◆ COLLECTED MATERIAL ◆
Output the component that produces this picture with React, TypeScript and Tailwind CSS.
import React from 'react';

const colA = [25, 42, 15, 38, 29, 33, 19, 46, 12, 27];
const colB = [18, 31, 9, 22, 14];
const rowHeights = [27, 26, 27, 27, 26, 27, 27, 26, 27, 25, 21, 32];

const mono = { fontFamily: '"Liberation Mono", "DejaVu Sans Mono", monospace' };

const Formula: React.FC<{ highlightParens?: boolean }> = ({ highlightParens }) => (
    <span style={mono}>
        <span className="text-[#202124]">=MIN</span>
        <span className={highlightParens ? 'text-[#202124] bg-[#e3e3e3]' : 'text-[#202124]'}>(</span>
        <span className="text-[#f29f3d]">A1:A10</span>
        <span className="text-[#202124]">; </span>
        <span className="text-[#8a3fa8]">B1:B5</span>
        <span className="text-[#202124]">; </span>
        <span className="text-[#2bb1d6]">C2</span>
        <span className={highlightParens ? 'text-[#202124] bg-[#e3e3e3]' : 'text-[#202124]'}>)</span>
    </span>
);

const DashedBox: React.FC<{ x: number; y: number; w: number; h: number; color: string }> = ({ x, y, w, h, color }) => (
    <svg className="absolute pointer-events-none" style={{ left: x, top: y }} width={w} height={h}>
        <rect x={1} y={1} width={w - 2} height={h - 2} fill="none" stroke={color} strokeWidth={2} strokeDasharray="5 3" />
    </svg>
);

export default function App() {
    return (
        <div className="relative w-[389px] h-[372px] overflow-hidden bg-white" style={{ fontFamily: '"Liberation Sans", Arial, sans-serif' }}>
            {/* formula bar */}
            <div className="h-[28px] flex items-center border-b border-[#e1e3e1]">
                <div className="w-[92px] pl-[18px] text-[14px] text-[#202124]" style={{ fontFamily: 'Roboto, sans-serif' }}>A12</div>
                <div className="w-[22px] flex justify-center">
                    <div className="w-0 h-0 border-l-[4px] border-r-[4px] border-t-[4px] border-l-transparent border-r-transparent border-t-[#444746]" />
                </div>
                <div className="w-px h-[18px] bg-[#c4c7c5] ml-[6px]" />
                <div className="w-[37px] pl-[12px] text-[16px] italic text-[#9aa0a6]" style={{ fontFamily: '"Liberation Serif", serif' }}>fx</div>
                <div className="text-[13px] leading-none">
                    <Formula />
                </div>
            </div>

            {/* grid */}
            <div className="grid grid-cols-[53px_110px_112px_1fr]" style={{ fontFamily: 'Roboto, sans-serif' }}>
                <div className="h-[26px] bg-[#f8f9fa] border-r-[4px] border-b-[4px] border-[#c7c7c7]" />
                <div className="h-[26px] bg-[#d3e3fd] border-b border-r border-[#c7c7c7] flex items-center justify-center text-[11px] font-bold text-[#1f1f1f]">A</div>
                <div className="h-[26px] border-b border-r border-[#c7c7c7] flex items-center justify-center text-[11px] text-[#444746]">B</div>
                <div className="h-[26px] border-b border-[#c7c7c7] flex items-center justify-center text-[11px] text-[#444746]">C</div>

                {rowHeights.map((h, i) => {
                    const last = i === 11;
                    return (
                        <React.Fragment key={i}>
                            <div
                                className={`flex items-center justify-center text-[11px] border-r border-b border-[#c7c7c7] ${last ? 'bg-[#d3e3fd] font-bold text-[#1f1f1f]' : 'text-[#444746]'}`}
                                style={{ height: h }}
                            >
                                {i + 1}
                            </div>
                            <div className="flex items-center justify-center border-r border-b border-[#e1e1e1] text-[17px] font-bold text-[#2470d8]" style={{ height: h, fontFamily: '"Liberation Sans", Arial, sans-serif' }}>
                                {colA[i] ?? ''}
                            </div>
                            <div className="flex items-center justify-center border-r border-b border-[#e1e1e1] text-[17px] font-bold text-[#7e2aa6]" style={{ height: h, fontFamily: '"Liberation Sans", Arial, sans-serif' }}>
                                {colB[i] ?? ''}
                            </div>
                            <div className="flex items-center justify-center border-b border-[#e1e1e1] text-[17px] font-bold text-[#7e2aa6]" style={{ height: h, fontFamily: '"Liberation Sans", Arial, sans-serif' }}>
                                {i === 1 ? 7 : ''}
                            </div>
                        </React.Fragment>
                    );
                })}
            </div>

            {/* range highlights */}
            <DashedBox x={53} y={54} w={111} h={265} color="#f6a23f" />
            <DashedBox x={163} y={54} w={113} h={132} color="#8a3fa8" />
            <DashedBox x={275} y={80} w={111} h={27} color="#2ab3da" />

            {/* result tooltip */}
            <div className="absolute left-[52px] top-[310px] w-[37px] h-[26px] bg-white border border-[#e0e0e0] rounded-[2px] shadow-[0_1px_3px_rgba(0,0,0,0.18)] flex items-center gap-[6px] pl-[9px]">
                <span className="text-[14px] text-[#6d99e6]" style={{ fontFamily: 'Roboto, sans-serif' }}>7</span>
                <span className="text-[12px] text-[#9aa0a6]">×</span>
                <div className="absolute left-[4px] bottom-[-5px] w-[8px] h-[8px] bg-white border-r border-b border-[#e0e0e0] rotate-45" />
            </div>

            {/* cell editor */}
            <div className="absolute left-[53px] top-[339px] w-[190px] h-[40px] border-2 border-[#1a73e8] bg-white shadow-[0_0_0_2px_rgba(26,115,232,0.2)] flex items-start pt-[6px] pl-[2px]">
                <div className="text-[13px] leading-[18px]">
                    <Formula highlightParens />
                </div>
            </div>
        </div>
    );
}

◆ TASK DESCRIPTION ◆
Set down all of the data above, word for word.

◆ RESPONSE ◆
Output the component that produces this picture with React, TypeScript and Tailwind CSS.
import React from 'react';

const colA = [25, 42, 15, 38, 29, 33, 19, 46, 12, 27];
const colB = [18, 31, 9, 22, 14];
const rowHeights = [27, 26, 27, 27, 26, 27, 27, 26, 27, 25, 21, 32];

const mono = { fontFamily: '"Liberation Mono", "DejaVu Sans Mono", monospace' };

const Formula: React.FC<{ highlightParens?: boolean }> = ({ highlightParens }) => (
    <span style={mono}>
        <span className="text-[#202124]">=MIN</span>
        <span className={highlightParens ? 'text-[#202124] bg-[#e3e3e3]' : 'text-[#202124]'}>(</span>
        <span className="text-[#f29f3d]">A1:A10</span>
        <span className="text-[#202124]">; </span>
        <span className="text-[#8a3fa8]">B1:B5</span>
        <span className="text-[#202124]">; </span>
        <span className="text-[#2bb1d6]">C2</span>
        <span className={highlightParens ? 'text-[#202124] bg-[#e3e3e3]' : 'text-[#202124]'}>)</span>
    </span>
);

const DashedBox: React.FC<{ x: number; y: number; w: number; h: number; color: string }> = ({ x, y, w, h, color }) => (
    <svg className="absolute pointer-events-none" style={{ left: x, top: y }} width={w} height={h}>
        <rect x={1} y={1} width={w - 2} height={h - 2} fill="none" stroke={color} strokeWidth={2} strokeDasharray="5 3" />
    </svg>
);

export default function App() {
    return (
        <div className="relative w-[389px] h-[372px] overflow-hidden bg-white" style={{ fontFamily: '"Liberation Sans", Arial, sans-serif' }}>
            {/* formula bar */}
            <div className="h-[28px] flex items-center border-b border-[#e1e3e1]">
                <div className="w-[92px] pl-[18px] text-[14px] text-[#202124]" style={{ fontFamily: 'Roboto, sans-serif' }}>A12</div>
                <div className="w-[22px] flex justify-center">
                    <div className="w-0 h-0 border-l-[4px] border-r-[4px] border-t-[4px] border-l-transparent border-r-transparent border-t-[#444746]" />
                </div>
                <div className="w-px h-[18px] bg-[#c4c7c5] ml-[6px]" />
                <div className="w-[37px] pl-[12px] text-[16px] italic text-[#9aa0a6]" style={{ fontFamily: '"Liberation Serif", serif' }}>fx</div>
                <div className="text-[13px] leading-none">
                    <Formula />
                </div>
            </div>

            {/* grid */}
            <div className="grid grid-cols-[53px_110px_112px_1fr]" style={{ fontFamily: 'Roboto, sans-serif' }}>
                <div className="h-[26px] bg-[#f8f9fa] border-r-[4px] border-b-[4px] border-[#c7c7c7]" />
                <div className="h-[26px] bg-[#d3e3fd] border-b border-r border-[#c7c7c7] flex items-center justify-center text-[11px] font-bold text-[#1f1f1f]">A</div>
                <div className="h-[26px] border-b border-r border-[#c7c7c7] flex items-center justify-center text-[11px] text-[#444746]">B</div>
                <div className="h-[26px] border-b border-[#c7c7c7] flex items-center justify-center text-[11px] text-[#444746]">C</div>

                {rowHeights.map((h, i) => {
                    const last = i === 11;
                    return (
                        <React.Fragment key={i}>
                            <div
                                className={`flex items-center justify-center text-[11px] border-r border-b border-[#c7c7c7] ${last ? 'bg-[#d3e3fd] font-bold text-[#1f1f1f]' : 'text-[#444746]'}`}
                                style={{ height: h }}
                            >
                                {i + 1}
                            </div>
                            <div className="flex items-center justify-center border-r border-b border-[#e1e1e1] text-[17px] font-bold text-[#2470d8]" style={{ height: h, fontFamily: '"Liberation Sans", Arial, sans-serif' }}>
                                {colA[i] ?? ''}
                            </div>
                            <div className="flex items-center justify-center border-r border-b border-[#e1e1e1] text-[17px] font-bold text-[#7e2aa6]" style={{ height: h, fontFamily: '"Liberation Sans", Arial, sans-serif' }}>
                                {colB[i] ?? ''}
                            </div>
                            <div className="flex items-center justify-center border-b border-[#e1e1e1] text-[17px] font-bold text-[#7e2aa6]" style={{ height: h, fontFamily: '"Liberation Sans", Arial, sans-serif' }}>
                                {i === 1 ? 7 : ''}
                            </div>
                        </React.Fragment>
                    );
                })}
            </div>

            {/* range highlights */}
            <DashedBox x={53} y={54} w={111} h={265} color="#f6a23f" />
            <DashedBox x={163} y={54} w={113} h={132} color="#8a3fa8" />
            <DashedBox x={275} y={80} w={111} h={27} color="#2ab3da" />

            {/* result tooltip */}
            <div className="absolute left-[52px] top-[310px] w-[37px] h-[26px] bg-white border border-[#e0e0e0] rounded-[2px] shadow-[0_1px_3px_rgba(0,0,0,0.18)] flex items-center gap-[6px] pl-[9px]">
                <span className="text-[14px] text-[#6d99e6]" style={{ fontFamily: 'Roboto, sans-serif' }}>7</span>
                <span className="text-[12px] text-[#9aa0a6]">×</span>
                <div className="absolute left-[4px] bottom-[-5px] w-[8px] h-[8px] bg-white border-r border-b border-[#e0e0e0] rotate-45" />
            </div>

            {/* cell editor */}
            <div className="absolute left-[53px] top-[339px] w-[190px] h-[40px] border-2 border-[#1a73e8] bg-white shadow-[0_0_0_2px_rgba(26,115,232,0.2)] flex items-start pt-[6px] pl-[2px]">
                <div className="text-[13px] leading-[18px]">
                    <Formula highlightParens />
                </div>
            </div>
        </div>
    );
}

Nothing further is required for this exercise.